Management Operations#

Listing Virtual Environments: View all virtual environments across your cluster, filtered by model name or worker IP address.

Creating Environments: Automatically created when launching models with enable_virtual_env=true. The system detects your current Python version and creates an isolated environment with the required packages.

Removing Environments: Delete specific virtual environments by model name and optionally Python version, or remove all environments for a model.

ModelHub JSON for Xinference Models#

If you plan to add a model to a model hub for Xinference, define a virtualenv block in the model JSON. Starting from v2.0 (v4 flow), engine-aware markers are recommended so one JSON can cover multiple engines.

Important rule: If a new model supports a specific engine, you must include at least one package entry for that engine in virtualenv.packages and attach a marker, for example #engine# == "vllm". Engine availability checks rely on these markers when virtual environments are enabled.

{
  "virtualenv": {
    "packages": [
      "#transformers_dependencies# ; #engine# == \"transformers\"",
      "#vllm_dependencies# ; #engine# == \"vllm\"",
      "#sglang_dependencies# ; #engine# == \"sglang\"",
      "#llama_cpp_dependencies# ; #engine# == \"llama.cpp\"",
      "#mlx_dependencies# ; #engine# == \"mlx\"",
      "#system_numpy# ; #engine# == \"vllm\""
    ]
  }
}

packages (required): list of pip requirement strings or markers.
inherit_pip_config (default true): inherit system pip configuration if present.
index_url / extra_index_url / find_links / trusted_host: pip index and mirror controls.
index_strategy: passed through to the virtualenv installer (used by some engines).
no_build_isolation: pip build isolation switch for tricky builds.

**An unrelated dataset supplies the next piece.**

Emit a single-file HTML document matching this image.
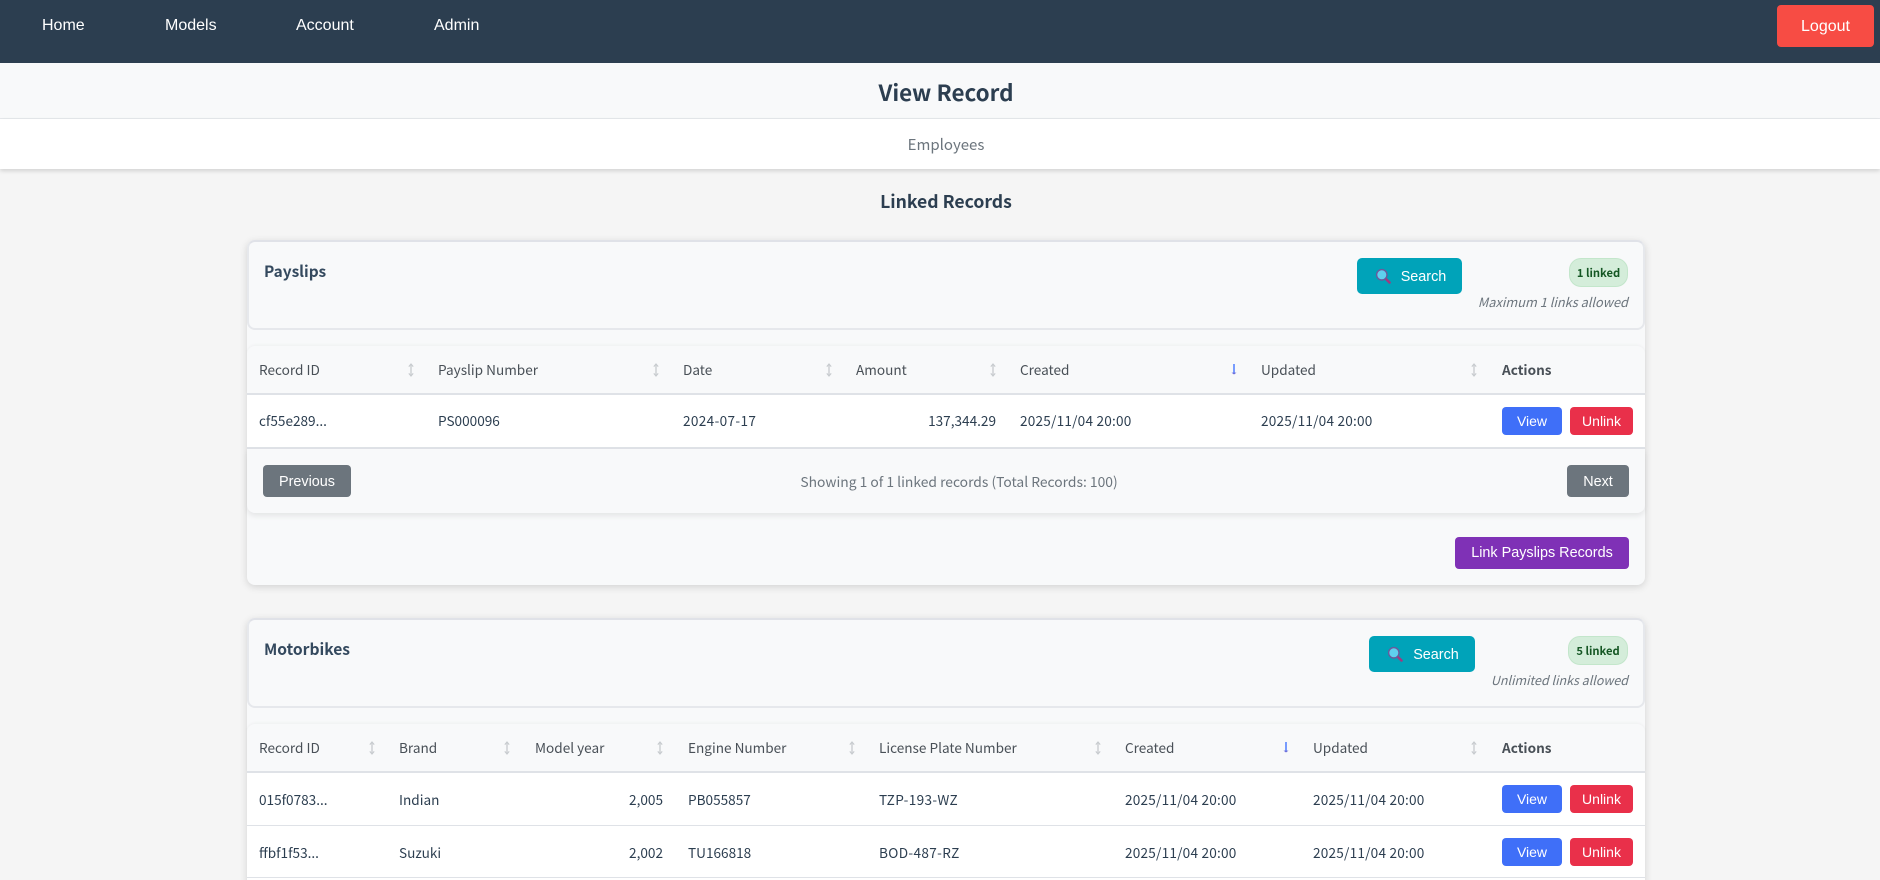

Use wrapped placeholders to inject engine defaults:

#vllm_dependencies#
#sglang_dependencies#
#mlx_dependencies#
#transformers_dependencies#
#llama_cpp_dependencies#
#diffusers_dependencies#
#sentence_transformers_dependencies#

Markers use #engine# or #model_engine# comparisons (case-sensitive). Engine values are passed in lowercase internally, so prefer lowercase values, for example #engine# == "vllm" or #engine# == "transformers".